━━━━━ Dataset records
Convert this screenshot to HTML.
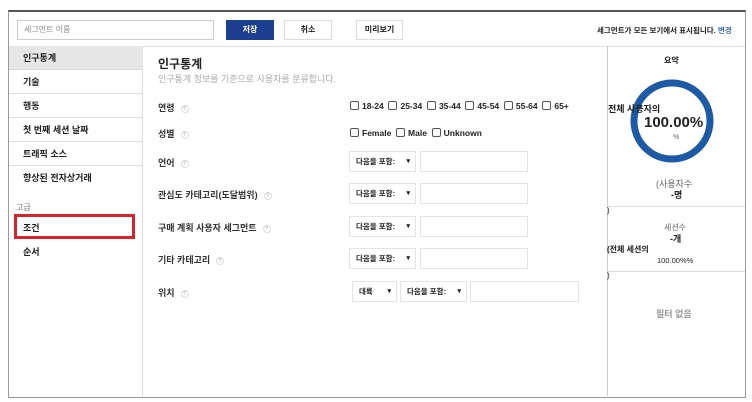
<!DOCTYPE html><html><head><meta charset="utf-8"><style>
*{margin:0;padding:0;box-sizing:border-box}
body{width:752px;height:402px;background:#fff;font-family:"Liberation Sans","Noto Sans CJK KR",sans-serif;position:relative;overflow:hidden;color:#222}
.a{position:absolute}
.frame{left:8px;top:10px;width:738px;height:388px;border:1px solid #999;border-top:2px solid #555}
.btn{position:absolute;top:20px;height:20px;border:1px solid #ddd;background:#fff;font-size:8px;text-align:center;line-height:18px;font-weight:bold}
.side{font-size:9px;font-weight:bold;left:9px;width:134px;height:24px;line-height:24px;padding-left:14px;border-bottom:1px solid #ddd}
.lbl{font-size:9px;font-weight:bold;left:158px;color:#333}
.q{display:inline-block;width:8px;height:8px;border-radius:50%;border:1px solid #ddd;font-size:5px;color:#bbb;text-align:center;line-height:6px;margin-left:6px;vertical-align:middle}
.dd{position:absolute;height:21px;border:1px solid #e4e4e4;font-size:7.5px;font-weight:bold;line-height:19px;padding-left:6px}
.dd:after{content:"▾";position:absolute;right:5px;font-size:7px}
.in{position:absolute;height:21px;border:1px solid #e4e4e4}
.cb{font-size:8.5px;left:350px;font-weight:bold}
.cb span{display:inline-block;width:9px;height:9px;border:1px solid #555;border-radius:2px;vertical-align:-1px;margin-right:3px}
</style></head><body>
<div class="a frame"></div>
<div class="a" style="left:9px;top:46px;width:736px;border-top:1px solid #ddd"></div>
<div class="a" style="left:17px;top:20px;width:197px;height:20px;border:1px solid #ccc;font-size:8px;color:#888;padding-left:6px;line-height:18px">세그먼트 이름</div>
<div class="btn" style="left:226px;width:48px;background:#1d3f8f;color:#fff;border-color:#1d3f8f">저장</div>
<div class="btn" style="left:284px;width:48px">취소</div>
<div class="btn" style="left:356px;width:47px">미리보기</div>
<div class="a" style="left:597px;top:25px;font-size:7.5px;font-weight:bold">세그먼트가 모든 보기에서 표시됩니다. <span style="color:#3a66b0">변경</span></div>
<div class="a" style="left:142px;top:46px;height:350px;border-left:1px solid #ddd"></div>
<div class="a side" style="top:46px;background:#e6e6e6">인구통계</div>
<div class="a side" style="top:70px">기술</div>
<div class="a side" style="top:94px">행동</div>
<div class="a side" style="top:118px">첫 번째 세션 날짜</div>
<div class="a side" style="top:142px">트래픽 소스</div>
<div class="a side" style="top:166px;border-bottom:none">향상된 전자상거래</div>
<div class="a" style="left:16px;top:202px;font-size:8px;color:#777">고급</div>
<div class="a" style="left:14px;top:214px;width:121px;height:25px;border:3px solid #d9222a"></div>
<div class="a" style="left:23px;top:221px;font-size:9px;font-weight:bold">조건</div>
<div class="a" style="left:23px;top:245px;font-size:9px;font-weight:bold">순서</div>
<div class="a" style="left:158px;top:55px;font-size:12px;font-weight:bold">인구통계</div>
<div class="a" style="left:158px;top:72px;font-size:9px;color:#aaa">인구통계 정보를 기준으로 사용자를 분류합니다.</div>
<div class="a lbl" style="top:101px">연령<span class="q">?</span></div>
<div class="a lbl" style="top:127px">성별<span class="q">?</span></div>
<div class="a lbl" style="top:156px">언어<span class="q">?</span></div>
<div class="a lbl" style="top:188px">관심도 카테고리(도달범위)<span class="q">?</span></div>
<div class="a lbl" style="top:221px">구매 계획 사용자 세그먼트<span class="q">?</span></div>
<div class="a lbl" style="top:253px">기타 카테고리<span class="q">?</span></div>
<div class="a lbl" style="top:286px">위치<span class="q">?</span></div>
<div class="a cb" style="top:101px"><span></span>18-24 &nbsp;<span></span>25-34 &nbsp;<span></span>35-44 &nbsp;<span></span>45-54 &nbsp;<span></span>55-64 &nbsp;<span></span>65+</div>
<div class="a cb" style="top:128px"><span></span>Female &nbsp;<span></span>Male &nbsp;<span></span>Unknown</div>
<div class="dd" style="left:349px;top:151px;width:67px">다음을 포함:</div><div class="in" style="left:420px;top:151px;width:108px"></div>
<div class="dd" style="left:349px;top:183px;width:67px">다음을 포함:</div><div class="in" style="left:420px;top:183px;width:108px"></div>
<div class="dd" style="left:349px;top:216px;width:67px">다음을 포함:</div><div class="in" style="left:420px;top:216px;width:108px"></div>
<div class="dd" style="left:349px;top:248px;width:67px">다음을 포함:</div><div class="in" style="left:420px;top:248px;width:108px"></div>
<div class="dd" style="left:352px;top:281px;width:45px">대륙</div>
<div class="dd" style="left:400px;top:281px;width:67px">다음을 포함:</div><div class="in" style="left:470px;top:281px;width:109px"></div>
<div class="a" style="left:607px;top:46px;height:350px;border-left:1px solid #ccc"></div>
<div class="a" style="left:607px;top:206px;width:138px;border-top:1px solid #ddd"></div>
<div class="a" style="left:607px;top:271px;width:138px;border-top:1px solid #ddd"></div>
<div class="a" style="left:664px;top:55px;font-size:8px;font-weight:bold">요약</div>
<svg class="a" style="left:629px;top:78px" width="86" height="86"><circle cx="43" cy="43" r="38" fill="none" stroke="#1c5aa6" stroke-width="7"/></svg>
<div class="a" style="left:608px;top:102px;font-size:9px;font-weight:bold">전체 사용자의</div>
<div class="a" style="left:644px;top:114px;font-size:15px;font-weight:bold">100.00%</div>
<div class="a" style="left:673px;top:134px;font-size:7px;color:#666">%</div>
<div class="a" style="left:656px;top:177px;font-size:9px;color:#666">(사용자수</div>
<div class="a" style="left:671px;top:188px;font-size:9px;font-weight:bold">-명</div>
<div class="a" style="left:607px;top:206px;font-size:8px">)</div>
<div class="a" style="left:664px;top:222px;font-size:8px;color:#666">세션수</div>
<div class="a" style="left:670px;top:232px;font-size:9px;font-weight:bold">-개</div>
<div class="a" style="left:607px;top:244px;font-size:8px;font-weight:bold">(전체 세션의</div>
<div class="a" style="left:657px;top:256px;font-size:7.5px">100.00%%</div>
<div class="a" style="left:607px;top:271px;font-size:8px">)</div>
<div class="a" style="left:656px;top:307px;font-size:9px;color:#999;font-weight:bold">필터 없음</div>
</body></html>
━━━━━━━━━━
━━━━━ Dataset records
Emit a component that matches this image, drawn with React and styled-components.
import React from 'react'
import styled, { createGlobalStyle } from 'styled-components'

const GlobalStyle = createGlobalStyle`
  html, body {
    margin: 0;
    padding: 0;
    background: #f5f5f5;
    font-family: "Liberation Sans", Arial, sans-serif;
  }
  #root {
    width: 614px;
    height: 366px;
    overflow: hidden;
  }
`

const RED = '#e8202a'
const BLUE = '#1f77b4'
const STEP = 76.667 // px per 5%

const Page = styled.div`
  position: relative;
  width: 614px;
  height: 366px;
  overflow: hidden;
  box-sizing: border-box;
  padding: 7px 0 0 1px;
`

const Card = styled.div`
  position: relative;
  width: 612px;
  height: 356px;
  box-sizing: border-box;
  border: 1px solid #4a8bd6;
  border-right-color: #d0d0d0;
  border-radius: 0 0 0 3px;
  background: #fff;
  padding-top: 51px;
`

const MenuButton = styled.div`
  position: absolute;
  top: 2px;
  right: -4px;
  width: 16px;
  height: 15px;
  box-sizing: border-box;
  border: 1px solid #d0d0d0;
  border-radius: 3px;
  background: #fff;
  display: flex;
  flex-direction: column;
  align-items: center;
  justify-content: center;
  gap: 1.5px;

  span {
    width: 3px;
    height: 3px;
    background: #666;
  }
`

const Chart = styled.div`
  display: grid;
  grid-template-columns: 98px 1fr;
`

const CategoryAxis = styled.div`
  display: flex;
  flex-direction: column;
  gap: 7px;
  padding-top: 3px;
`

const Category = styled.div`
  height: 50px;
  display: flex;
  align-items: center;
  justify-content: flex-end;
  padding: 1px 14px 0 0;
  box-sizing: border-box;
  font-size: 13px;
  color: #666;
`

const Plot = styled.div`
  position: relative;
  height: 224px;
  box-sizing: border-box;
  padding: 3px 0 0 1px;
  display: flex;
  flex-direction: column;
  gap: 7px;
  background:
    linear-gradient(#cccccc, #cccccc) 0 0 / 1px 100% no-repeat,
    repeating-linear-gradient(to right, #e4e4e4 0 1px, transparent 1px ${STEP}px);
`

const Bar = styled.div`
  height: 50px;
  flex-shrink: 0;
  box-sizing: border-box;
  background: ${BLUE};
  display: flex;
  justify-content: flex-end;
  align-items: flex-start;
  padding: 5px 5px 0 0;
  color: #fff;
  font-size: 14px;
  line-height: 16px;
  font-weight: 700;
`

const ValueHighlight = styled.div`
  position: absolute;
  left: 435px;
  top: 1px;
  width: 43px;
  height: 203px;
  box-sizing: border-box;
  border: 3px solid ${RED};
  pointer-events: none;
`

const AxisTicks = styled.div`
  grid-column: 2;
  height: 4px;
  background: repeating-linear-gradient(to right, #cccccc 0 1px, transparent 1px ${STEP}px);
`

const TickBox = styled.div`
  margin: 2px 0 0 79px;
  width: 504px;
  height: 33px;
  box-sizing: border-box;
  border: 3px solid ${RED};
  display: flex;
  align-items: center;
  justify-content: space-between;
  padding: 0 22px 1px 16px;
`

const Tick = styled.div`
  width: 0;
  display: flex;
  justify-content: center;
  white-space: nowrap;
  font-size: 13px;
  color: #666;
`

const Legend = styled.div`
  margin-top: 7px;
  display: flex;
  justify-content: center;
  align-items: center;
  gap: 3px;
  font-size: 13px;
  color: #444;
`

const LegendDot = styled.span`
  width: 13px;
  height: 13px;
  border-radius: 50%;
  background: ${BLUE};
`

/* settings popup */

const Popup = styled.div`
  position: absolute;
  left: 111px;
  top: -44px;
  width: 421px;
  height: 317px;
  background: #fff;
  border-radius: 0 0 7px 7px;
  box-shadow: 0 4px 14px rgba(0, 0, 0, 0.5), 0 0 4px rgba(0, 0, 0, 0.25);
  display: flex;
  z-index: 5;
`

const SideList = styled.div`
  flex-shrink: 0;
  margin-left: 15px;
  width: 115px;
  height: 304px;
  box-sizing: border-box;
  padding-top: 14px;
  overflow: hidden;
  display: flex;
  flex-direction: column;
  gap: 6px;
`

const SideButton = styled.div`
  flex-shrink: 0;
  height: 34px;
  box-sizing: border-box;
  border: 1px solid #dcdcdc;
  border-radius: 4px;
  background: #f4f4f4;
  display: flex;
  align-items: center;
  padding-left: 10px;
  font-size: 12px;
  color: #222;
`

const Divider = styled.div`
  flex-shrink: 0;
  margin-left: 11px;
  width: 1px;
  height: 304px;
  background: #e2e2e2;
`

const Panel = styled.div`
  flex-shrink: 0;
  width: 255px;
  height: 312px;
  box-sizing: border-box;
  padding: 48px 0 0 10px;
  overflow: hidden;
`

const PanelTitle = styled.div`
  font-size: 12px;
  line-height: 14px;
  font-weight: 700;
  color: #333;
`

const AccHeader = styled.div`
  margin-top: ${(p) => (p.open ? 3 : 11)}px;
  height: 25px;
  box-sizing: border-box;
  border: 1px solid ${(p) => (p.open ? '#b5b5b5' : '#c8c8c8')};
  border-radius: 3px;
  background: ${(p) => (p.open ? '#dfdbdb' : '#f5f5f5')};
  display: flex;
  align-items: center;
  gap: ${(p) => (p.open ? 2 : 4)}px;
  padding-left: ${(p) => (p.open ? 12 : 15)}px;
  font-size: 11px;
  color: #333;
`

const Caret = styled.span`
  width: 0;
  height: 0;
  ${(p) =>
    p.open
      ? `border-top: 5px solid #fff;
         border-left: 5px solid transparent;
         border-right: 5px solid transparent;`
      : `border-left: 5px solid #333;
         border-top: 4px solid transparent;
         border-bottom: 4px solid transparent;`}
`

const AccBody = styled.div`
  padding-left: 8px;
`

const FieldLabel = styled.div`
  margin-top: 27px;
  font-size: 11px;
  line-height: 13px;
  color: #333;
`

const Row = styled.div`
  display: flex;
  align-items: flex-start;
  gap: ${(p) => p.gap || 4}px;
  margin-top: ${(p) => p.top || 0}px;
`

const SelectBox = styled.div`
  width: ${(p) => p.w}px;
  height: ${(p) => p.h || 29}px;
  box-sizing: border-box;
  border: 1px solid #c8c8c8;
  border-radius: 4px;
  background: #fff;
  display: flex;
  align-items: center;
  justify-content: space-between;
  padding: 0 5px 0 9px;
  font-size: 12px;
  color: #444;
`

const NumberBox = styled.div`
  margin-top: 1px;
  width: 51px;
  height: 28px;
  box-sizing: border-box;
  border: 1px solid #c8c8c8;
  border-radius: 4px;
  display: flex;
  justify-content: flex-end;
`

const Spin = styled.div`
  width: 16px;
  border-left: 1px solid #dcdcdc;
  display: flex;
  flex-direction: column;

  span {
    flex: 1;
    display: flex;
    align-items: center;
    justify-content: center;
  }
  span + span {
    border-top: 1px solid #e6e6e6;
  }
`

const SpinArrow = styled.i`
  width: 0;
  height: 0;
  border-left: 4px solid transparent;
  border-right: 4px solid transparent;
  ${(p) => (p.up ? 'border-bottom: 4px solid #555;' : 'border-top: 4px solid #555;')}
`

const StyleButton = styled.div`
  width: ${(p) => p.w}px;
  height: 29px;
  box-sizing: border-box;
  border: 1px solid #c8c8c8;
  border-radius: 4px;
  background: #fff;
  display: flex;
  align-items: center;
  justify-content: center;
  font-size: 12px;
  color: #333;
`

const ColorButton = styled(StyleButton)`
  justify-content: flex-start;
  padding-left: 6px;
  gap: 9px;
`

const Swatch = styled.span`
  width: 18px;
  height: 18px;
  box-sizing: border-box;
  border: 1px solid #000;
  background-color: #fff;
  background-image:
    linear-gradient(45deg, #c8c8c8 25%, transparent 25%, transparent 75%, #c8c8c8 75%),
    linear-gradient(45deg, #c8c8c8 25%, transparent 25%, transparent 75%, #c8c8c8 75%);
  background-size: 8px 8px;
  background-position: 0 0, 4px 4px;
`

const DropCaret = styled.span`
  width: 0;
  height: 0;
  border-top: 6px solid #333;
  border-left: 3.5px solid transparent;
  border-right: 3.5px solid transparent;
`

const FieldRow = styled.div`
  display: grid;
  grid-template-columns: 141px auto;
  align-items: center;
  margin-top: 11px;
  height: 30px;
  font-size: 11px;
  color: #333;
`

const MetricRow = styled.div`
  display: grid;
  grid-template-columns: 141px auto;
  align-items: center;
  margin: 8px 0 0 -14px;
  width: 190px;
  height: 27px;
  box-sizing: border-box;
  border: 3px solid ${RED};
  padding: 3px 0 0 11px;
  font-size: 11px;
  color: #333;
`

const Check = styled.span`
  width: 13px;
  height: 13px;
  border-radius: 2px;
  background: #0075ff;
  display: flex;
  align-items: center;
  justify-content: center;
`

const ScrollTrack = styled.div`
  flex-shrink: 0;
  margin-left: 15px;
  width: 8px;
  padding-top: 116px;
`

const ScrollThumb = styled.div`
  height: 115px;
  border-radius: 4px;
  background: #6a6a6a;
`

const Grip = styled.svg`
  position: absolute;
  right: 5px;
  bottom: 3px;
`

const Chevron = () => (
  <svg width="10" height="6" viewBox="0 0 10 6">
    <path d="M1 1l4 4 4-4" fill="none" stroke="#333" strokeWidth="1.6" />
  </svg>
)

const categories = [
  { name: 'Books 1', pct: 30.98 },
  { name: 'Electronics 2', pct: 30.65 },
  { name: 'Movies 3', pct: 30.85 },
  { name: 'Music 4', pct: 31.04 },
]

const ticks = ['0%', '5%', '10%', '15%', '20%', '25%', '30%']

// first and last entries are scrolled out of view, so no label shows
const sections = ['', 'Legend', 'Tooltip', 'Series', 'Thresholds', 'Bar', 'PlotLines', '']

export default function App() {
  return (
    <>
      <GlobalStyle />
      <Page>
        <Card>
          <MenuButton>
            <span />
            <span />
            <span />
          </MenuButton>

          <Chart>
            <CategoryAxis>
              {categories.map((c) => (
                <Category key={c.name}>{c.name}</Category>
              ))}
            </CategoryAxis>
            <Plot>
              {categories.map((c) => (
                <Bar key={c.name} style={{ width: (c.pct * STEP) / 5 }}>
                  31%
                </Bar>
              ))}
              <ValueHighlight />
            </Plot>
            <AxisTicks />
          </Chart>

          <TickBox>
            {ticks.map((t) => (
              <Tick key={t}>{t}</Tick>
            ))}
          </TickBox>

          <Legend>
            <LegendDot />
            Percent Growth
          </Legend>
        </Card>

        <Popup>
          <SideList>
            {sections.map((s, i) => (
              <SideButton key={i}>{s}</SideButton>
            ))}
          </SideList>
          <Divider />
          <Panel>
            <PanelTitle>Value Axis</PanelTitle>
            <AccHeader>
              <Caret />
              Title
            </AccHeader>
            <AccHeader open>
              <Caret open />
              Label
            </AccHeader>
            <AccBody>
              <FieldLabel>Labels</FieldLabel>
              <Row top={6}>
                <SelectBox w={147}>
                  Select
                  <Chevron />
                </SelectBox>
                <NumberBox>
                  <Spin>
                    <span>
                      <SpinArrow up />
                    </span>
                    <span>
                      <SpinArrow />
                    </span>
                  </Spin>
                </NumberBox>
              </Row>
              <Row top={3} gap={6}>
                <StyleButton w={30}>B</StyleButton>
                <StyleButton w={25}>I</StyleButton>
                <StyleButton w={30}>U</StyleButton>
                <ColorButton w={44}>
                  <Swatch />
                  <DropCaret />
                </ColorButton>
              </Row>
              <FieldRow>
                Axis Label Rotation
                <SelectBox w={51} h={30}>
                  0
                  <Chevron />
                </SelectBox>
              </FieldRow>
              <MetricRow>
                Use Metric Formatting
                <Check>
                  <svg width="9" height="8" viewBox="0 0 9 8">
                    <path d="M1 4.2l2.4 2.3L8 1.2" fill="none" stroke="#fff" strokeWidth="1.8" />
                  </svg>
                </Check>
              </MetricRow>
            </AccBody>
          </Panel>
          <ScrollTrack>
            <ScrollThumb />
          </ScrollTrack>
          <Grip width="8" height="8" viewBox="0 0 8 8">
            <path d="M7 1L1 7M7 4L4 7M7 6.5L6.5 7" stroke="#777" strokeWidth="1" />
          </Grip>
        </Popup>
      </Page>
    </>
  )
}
━━━━━━━━━━
━━━━━ Dataset records
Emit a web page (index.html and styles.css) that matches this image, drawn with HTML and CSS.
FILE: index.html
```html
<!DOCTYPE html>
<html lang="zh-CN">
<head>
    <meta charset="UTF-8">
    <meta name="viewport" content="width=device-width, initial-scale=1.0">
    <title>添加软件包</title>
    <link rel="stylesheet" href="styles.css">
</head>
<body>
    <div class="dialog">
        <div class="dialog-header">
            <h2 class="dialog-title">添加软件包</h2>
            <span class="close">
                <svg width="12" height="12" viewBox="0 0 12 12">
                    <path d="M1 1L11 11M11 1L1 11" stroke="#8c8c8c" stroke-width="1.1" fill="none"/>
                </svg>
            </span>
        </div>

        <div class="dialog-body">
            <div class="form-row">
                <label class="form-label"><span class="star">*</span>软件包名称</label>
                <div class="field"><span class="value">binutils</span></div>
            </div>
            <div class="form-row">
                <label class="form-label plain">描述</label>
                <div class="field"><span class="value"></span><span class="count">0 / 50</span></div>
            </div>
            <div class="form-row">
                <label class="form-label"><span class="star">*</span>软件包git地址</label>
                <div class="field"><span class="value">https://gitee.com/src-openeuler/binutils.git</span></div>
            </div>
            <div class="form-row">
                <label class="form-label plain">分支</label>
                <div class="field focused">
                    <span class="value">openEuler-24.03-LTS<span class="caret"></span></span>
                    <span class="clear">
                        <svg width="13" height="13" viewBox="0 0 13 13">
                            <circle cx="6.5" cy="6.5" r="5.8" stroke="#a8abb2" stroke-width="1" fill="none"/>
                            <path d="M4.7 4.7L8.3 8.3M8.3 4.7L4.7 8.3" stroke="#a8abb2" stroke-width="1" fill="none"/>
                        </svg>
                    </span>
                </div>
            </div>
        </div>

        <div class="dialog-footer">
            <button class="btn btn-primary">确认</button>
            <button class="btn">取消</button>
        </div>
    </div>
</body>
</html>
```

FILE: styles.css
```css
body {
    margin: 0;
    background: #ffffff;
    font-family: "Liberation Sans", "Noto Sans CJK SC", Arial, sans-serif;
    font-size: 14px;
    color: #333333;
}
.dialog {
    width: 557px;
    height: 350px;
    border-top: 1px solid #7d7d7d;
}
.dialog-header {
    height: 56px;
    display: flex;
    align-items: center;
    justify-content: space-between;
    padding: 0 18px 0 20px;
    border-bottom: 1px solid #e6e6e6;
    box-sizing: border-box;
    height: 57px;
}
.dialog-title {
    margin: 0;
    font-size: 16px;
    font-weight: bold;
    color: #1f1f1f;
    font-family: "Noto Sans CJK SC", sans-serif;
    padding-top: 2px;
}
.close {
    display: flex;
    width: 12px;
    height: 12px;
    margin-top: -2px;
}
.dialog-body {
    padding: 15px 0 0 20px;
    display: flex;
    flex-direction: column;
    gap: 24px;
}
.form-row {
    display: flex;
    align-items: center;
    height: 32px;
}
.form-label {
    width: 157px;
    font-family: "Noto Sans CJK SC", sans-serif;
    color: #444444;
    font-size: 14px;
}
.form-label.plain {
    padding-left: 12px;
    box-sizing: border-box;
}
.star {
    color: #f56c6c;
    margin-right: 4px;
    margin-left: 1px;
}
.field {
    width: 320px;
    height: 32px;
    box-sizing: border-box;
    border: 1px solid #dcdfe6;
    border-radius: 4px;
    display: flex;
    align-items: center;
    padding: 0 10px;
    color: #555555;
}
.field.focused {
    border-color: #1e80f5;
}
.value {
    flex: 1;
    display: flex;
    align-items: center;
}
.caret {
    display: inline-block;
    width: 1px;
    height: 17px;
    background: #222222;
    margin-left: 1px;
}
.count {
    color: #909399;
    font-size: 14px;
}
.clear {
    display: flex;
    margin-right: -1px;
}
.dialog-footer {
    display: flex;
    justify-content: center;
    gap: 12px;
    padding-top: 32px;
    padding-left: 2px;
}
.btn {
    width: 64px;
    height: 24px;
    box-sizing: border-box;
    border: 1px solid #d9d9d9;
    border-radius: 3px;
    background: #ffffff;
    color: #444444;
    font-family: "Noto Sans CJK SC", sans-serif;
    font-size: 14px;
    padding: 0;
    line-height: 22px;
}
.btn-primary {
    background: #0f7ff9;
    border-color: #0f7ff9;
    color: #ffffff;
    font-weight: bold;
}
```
━━━━━━━━━━
__Challenge__
Display every line of the listing that contains the string "matches".

__Reply__
Emit a component that matches this image, drawn with React and styled-components.
Emit a web page (index.html and styles.css) that matches this image, drawn with HTML and CSS.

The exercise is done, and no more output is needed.